* Begin *

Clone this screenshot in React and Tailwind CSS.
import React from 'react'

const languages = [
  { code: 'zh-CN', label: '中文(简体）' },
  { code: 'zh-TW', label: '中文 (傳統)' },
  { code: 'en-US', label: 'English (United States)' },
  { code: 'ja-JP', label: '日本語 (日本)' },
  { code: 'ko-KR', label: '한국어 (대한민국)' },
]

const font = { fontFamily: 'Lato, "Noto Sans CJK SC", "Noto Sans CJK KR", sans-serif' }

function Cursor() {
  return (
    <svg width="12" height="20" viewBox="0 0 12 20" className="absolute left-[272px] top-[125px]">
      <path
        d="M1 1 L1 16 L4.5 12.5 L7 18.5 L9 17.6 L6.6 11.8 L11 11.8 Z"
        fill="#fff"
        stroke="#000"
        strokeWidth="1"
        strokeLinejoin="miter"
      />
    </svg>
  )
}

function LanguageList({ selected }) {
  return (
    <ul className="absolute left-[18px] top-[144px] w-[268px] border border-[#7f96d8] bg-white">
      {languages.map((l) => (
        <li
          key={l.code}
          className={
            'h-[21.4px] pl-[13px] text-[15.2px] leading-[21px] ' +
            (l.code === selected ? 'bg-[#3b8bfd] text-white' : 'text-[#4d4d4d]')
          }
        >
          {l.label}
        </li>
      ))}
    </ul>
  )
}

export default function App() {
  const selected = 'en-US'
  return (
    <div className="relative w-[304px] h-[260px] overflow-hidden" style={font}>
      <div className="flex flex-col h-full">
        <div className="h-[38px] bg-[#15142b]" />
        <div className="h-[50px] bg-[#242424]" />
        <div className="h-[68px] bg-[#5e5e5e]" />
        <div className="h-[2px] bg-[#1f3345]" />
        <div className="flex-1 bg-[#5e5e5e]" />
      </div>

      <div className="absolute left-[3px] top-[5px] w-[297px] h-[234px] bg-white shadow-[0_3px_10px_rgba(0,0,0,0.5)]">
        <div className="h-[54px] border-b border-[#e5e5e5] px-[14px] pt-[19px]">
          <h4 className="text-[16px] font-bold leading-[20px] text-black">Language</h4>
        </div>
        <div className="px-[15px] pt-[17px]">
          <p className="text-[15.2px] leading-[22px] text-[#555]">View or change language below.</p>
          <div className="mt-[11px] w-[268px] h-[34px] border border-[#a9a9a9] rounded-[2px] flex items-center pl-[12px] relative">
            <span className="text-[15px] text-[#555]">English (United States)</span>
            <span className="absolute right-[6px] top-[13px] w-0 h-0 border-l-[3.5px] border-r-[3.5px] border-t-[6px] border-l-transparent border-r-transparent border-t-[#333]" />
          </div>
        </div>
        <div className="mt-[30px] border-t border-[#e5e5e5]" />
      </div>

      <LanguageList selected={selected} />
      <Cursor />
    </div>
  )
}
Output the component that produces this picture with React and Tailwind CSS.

* End *

### Exercise prompt
Every entry should be output exactly as written, please.

### Finished task
Clone this screenshot in React and Tailwind CSS.
import React from 'react'

const languages = [
  { code: 'zh-CN', label: '中文(简体）' },
  { code: 'zh-TW', label: '中文 (傳統)' },
  { code: 'en-US', label: 'English (United States)' },
  { code: 'ja-JP', label: '日本語 (日本)' },
  { code: 'ko-KR', label: '한국어 (대한민국)' },
]

const font = { fontFamily: 'Lato, "Noto Sans CJK SC", "Noto Sans CJK KR", sans-serif' }

function Cursor() {
  return (
    <svg width="12" height="20" viewBox="0 0 12 20" className="absolute left-[272px] top-[125px]">
      <path
        d="M1 1 L1 16 L4.5 12.5 L7 18.5 L9 17.6 L6.6 11.8 L11 11.8 Z"
        fill="#fff"
        stroke="#000"
        strokeWidth="1"
        strokeLinejoin="miter"
      />
    </svg>
  )
}

function LanguageList({ selected }) {
  return (
    <ul className="absolute left-[18px] top-[144px] w-[268px] border border-[#7f96d8] bg-white">
      {languages.map((l) => (
        <li
          key={l.code}
          className={
            'h-[21.4px] pl-[13px] text-[15.2px] leading-[21px] ' +
            (l.code === selected ? 'bg-[#3b8bfd] text-white' : 'text-[#4d4d4d]')
          }
        >
          {l.label}
        </li>
      ))}
    </ul>
  )
}

export default function App() {
  const selected = 'en-US'
  return (
    <div className="relative w-[304px] h-[260px] overflow-hidden" style={font}>
      <div className="flex flex-col h-full">
        <div className="h-[38px] bg-[#15142b]" />
        <div className="h-[50px] bg-[#242424]" />
        <div className="h-[68px] bg-[#5e5e5e]" />
        <div className="h-[2px] bg-[#1f3345]" />
        <div className="flex-1 bg-[#5e5e5e]" />
      </div>

      <div className="absolute left-[3px] top-[5px] w-[297px] h-[234px] bg-white shadow-[0_3px_10px_rgba(0,0,0,0.5)]">
        <div className="h-[54px] border-b border-[#e5e5e5] px-[14px] pt-[19px]">
          <h4 className="text-[16px] font-bold leading-[20px] text-black">Language</h4>
        </div>
        <div className="px-[15px] pt-[17px]">
          <p className="text-[15.2px] leading-[22px] text-[#555]">View or change language below.</p>
          <div className="mt-[11px] w-[268px] h-[34px] border border-[#a9a9a9] rounded-[2px] flex items-center pl-[12px] relative">
            <span className="text-[15px] text-[#555]">English (United States)</span>
            <span className="absolute right-[6px] top-[13px] w-0 h-0 border-l-[3.5px] border-r-[3.5px] border-t-[6px] border-l-transparent border-r-transparent border-t-[#333]" />
          </div>
        </div>
        <div className="mt-[30px] border-t border-[#e5e5e5]" />
      </div>

      <LanguageList selected={selected} />
      <Cursor />
    </div>
  )
}
Output the component that produces this picture with React and Tailwind CSS.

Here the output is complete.